### GOAL OF THE EXERCISE
Copy the data exactly; pictures stay out of the copy.

════════

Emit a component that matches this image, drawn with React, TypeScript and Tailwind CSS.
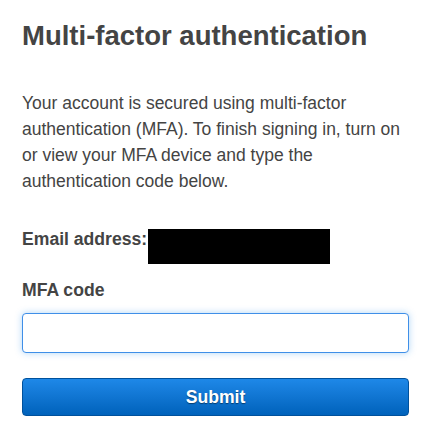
export default function App() {
  return (
    <div className="min-h-screen bg-white pl-[22px] pr-[17px] pt-[20px] text-[#444] [font-family:'Liberation_Sans',Arial,sans-serif]">
      <h1 className="text-[27.5px] font-bold leading-[32px]">Multi-factor authentication</h1>

      <p className="mt-[38px] pr-[5px] text-[17.5px] leading-[26px]">
        Your account is secured using multi-factor authentication (MFA). To finish signing in, turn on or view your
        MFA device and type the authentication code below.
      </p>

      <div className="mt-[35px] flex items-start">
        <span className="text-[17.6px] font-bold leading-[20px]">Email address:</span>
        <span className="ml-[1px] inline-block h-[35px] w-[182px] bg-black" />
      </div>

      <label className="mt-[16px] block text-[17.6px] font-bold leading-[20px]">MFA code</label>
      <input
        type="text"
        className="mt-[13px] block h-[40px] w-full rounded-[4px] border border-[#3f8fe8] bg-white px-2 shadow-[0_0_7px_rgba(30,136,229,0.35)] outline-none"
      />

      <button className="mt-[25px] block h-[38px] w-full rounded-[4px] border border-[#00519c] bg-gradient-to-b from-[#1e88e8] to-[#0062bb] text-[17.6px] font-bold text-white [text-shadow:0_1px_1px_rgba(0,0,0,0.45)]">
        Submit
      </button>
    </div>
  );
}
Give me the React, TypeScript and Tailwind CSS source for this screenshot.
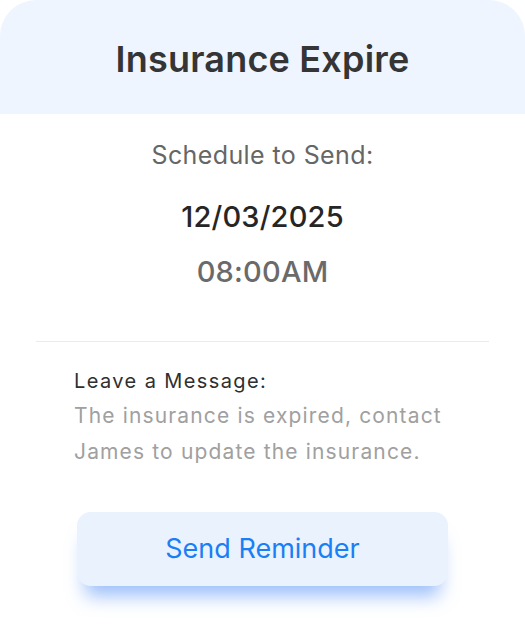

════════

### FULL OUTPUT
Emit a component that matches this image, drawn with React, TypeScript and Tailwind CSS.
export default function App() {
  return (
    <div className="min-h-screen bg-white pl-[22px] pr-[17px] pt-[20px] text-[#444] [font-family:'Liberation_Sans',Arial,sans-serif]">
      <h1 className="text-[27.5px] font-bold leading-[32px]">Multi-factor authentication</h1>

      <p className="mt-[38px] pr-[5px] text-[17.5px] leading-[26px]">
        Your account is secured using multi-factor authentication (MFA). To finish signing in, turn on or view your
        MFA device and type the authentication code below.
      </p>

      <div className="mt-[35px] flex items-start">
        <span className="text-[17.6px] font-bold leading-[20px]">Email address:</span>
        <span className="ml-[1px] inline-block h-[35px] w-[182px] bg-black" />
      </div>

      <label className="mt-[16px] block text-[17.6px] font-bold leading-[20px]">MFA code</label>
      <input
        type="text"
        className="mt-[13px] block h-[40px] w-full rounded-[4px] border border-[#3f8fe8] bg-white px-2 shadow-[0_0_7px_rgba(30,136,229,0.35)] outline-none"
      />

      <button className="mt-[25px] block h-[38px] w-full rounded-[4px] border border-[#00519c] bg-gradient-to-b from-[#1e88e8] to-[#0062bb] text-[17.6px] font-bold text-white [text-shadow:0_1px_1px_rgba(0,0,0,0.45)]">
        Submit
      </button>
    </div>
  );
}
Give me the React, TypeScript and Tailwind CSS source for this screenshot.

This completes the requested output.